#' @title Plot common support based on the standard deviation rule, chi squared rule, or both
#' @description Plot common support based on the standard deviation rule, chi squared rule, or both.
#'
#' @param .model a model produced by `bartCause::bartc()`
#' @param .x a character string denoting which covariate to use a the x axis default is to use a regression tree to predict the variable with least common support.
#' @param .y a character string denoting which covariate to use a the y axis default is the outcome variable y
#' @param rule one of c('both', 'sd', 'chi') denoting which rule to use to identify lack of support
#'
#' @details Sufficient overlap/common support is an assumption of causal inference.
#' BART models use the uncertainty of counter factual uncertainty.
#' When the posterior distribution of an individual's counterfactual prediction extends beyond a specified cut-point, that point likely has insufficient common support.

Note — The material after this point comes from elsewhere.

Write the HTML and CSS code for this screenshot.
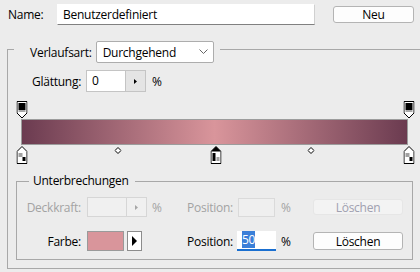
FILE: index.html
```html
<!DOCTYPE html>
<html lang="de">
<head>
  <meta charset="UTF-8" />
  <title>Verläufe bearbeiten</title>
  <link rel="stylesheet" href="styles.css">
</head>
<body>

  <div class="name-row">
    <span class="name-label">Name:</span>
    <div class="name-input">Benutzerdefiniert</div>
    <button class="btn btn-new">Neu</button>
  </div>

  <div class="grad-box">
    <div class="type-row">
      <span class="type-label">Verlaufsart:</span>
      <div class="select">
        <span>Durchgehend</span>
        <svg width="9" height="6" viewBox="0 0 9 6"><path d="M0.5 0.5l4 4 4-4" fill="none" stroke="#666"/></svg>
      </div>
    </div>

    <div class="smooth-row">
      <span class="smooth-label">Glättung:</span>
      <div class="spin">
        <span class="spin-val">0</span>
        <span class="spin-btn"><svg width="3" height="5" viewBox="0 0 3 5"><path d="M0 0l3 2.5-3 2.5z" fill="#000"/></svg></span>
      </div>
      <span class="unit">%</span>
    </div>

    <div class="editor">
      <div class="track track-top">
        <svg class="pin" style="left: 0%" width="11" height="18" viewBox="0 0 11 18">
          <path d="M0.5 0.5h10v11.5l-5 5-5-5z" fill="#fff" stroke="#000"/>
          <rect x="2" y="2" width="7" height="7" fill="#000"/>
          <rect x="2" y="9" width="7" height="2" fill="#a8a8a8"/>
        </svg>
        <svg class="pin" style="left: 100%" width="11" height="18" viewBox="0 0 11 18">
          <path d="M0.5 0.5h10v11.5l-5 5-5-5z" fill="#fff" stroke="#000"/>
          <rect x="2" y="2" width="7" height="7" fill="#000"/>
          <rect x="2" y="9" width="7" height="2" fill="#a8a8a8"/>
        </svg>
      </div>
      <div class="bar"></div>
      <div class="track track-bottom">
        <svg class="pin" style="left: 0%" width="11" height="18" viewBox="0 0 11 18">
          <path d="M5.5 0.5l5 5v12h-10v-12z" fill="#fff" stroke="#000"/>
          <rect x="2" y="7" width="4" height="4" fill="#a0a0a0"/>
          <rect x="6" y="11" width="3" height="4" fill="#000"/>
        </svg>
        <svg class="mid" style="left: 25%" width="7" height="7" viewBox="0 0 7 7"><path d="M3.5 0.5l3 3-3 3-3-3z" fill="#fff" stroke="#000"/></svg>
        <svg class="pin" style="left: 50%" width="11" height="18" viewBox="0 0 11 18">
          <path d="M5.5 0.5l5 5v12h-10v-12z" fill="#fff" stroke="#000"/>
          <path d="M5.5 0.5l5 5h-10z" fill="#000"/>
          <rect x="2" y="7" width="3" height="8" fill="#000"/>
          <rect x="6" y="11" width="3" height="4" fill="#a0a0a0"/>
        </svg>
        <svg class="mid" style="left: 75%" width="7" height="7" viewBox="0 0 7 7"><path d="M3.5 0.5l3 3-3 3-3-3z" fill="#fff" stroke="#000"/></svg>
        <svg class="pin" style="left: 100%" width="11" height="18" viewBox="0 0 11 18">
          <path d="M5.5 0.5l5 5v12h-10v-12z" fill="#fff" stroke="#000"/>
          <rect x="2" y="7" width="4" height="4" fill="#a0a0a0"/>
          <rect x="6" y="11" width="3" height="4" fill="#000"/>
        </svg>
      </div>
    </div>

    <div class="stops-box">
      <div class="stops-legend">Unterbrechungen</div>
      <div class="stops-grid">
        <span class="cell-label disabled">Deckkraft:</span>
        <div class="cell-ctrl">
          <div class="spin spin-off">
            <span class="spin-val"></span>
            <span class="spin-btn"><svg width="3" height="5" viewBox="0 0 3 5"><path d="M0 0l3 2.5-3 2.5z" fill="#a6a6a6"/></svg></span>
          </div>
        </div>
        <span class="cell-unit disabled">%</span>
        <span class="cell-pos disabled">Position:</span>
        <div class="field field-off"></div>
        <span class="cell-unit disabled">%</span>
        <button class="btn btn-del btn-off">Löschen</button>

        <span class="cell-label">Farbe:</span>
        <div class="cell-ctrl">
          <div class="swatch"></div>
          <span class="swatch-btn"><svg width="5" height="10" viewBox="0 0 5 10"><path d="M0 0l5 5-5 5z" fill="#000"/></svg></span>
        </div>
        <span class="cell-unit"></span>
        <span class="cell-pos">Position:</span>
        <div class="field field-on"><span class="sel">50</span></div>
        <span class="cell-unit">%</span>
        <button class="btn btn-del">Löschen</button>
      </div>
    </div>
  </div>

</body>
</html>
```

FILE: styles.css
```css
* {
  box-sizing: border-box;
  margin: 0;
  padding: 0;
}

body {
  width: 420px;
  height: 272px;
  overflow: hidden;
  background: #ececec;
  font-family: 'Open Sans', 'Noto Sans', sans-serif;
  font-size: 12px;
  letter-spacing: -0.25px;
  color: #000;
}

.name-row {
  display: flex;
  align-items: flex-start;
  padding: 4px 0 0 8px;
}

.name-label {
  width: 49px;
  line-height: 21px;
}

.name-input {
  width: 258px;
  height: 21px;
  padding-left: 5px;
  line-height: 19px;
  background: #fff;
  border: 1px solid #fff;
  border-bottom-color: #808080;
  border-right-color: #d0d0d0;
}

.btn {
  font-family: inherit;
  font-size: 12px;
  letter-spacing: inherit;
  color: #000;
  background: #fdfdfd;
  border: 1px solid #b4b4b4;
  border-radius: 3px;
}

.btn-new {
  width: 81px;
  height: 17px;
  margin: 2px 0 0 18px;
  line-height: 14px;
}

.grad-box {
  width: 413px;
  height: 220px;
  margin: 24px 0 0 7px;
  border: 1px solid #a8a8a8;
  border-right: none;
}

.type-row {
  display: flex;
  align-items: center;
  gap: 4px;
  width: fit-content;
  margin: -9px 0 0 6px;
  padding: 0 6px 0 16px;
  background: #ececec;
}

.select {
  display: flex;
  align-items: center;
  justify-content: space-between;
  width: 118px;
  height: 22px;
  padding: 0 5px 0 6px;
  background: #fff;
  border: 1px solid #adadad;
  border-radius: 2px;
}

.smooth-row {
  display: flex;
  align-items: center;
  margin: 7px 0 0 24px;
}

.smooth-label {
  width: 54px;
}

.spin {
  display: flex;
  width: 60px;
  height: 22px;
  background: #fff;
  border: 1px solid #c4c4c4;
}

.spin-val {
  flex: 1;
  padding-left: 5px;
  line-height: 20px;
}

.spin-btn {
  display: flex;
  align-items: center;
  justify-content: center;
  width: 20px;
  background: #e4e4e4;
  border-left: 1px solid #c4c4c4;
}

.unit {
  margin-left: 6px;
}

.editor {
  width: 387px;
  margin: 9px 0 0 13px;
}

.track {
  position: relative;
  height: 18px;
}

.track-bottom {
  height: 19px;
}

.pin {
  position: absolute;
  top: 0;
  margin-left: 1px;
  transform: translateX(-50%);
}

.track-bottom .pin {
  top: 1px;
}

.mid {
  position: absolute;
  top: 2px;
  transform: translateX(-50%);
}

.bar {
  height: 26px;
  border: 1px solid #9c9c9c;
  background: linear-gradient(to right, #6b3b50, #d9959b 50%, #6b3b50);
}

.stops-box {
  width: 397px;
  height: 79px;
  margin: 17px 0 0 8px;
  border: 1px solid #a8a8a8;
}

.stops-legend {
  width: fit-content;
  margin: -9px 0 0 12px;
  padding: 0 6px 0 4px;
  line-height: 16px;
  background: #ececec;
}

.stops-grid {
  display: grid;
  grid-template-columns: 64px 66px 40px 50px 39px 37px 90px;
  grid-template-rows: 20px 20px;
  row-gap: 14px;
  align-items: center;
  margin-top: 8px;
}

.cell-label {
  text-align: right;
}

.cell-ctrl {
  display: flex;
  align-items: center;
  height: 20px;
  padding-left: 6px;
}

.cell-unit {
  padding-left: 5px;
}

.disabled {
  color: #a3a3a3;
}

.spin-off {
  height: 20px;
  background: #f0f0f0;
  border-color: #d6d6d6;
}

.spin-off .spin-btn {
  background: #f0f0f0;
  border-left-color: #d6d6d6;
}

.swatch {
  width: 37px;
  height: 20px;
  background: #d9959b;
  border: 1px solid #9a9a9a;
}

.swatch-btn {
  display: flex;
  align-items: center;
  justify-content: center;
  width: 15px;
  height: 20px;
  margin-left: 3px;
  background: #fff;
  border: 1px solid #8c8c8c;
}

.field {
  height: 20px;
}

.field-off {
  margin: 0 1px;
  height: 19px;
  background: #efefef;
  border: 1px solid #dadada;
}

.field-on {
  padding-left: 5px;
  line-height: 18px;
  background: #fff;
  border-bottom: 2px solid #1a6fd0;
}

.sel {
  background: #3b7fd8;
  color: #fff;
}

.btn-del {
  height: 18px;
  line-height: 15px;
}

.btn-off {
  height: 16px;
  color: #a0a0b0;
  background: #f3f3f3;
  border-color: #e6e6e6;
}
```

#' 'bartCause' model offer the option to automatically remove points without common support from analyses, however, this must be specified during model fitting.
#' Cut-points are determined through one of two rules: the standard deviation (sd) or chi-squared (chi).
#' Under the standard deviation rule, a point has weak common support if its posterior distribution of the counterfactual deviation is greater than the maximum posterior of the observed predictions with 1 standard deviation of the distribution of standard deviations for each individual's predicted outcome under the observed assignment.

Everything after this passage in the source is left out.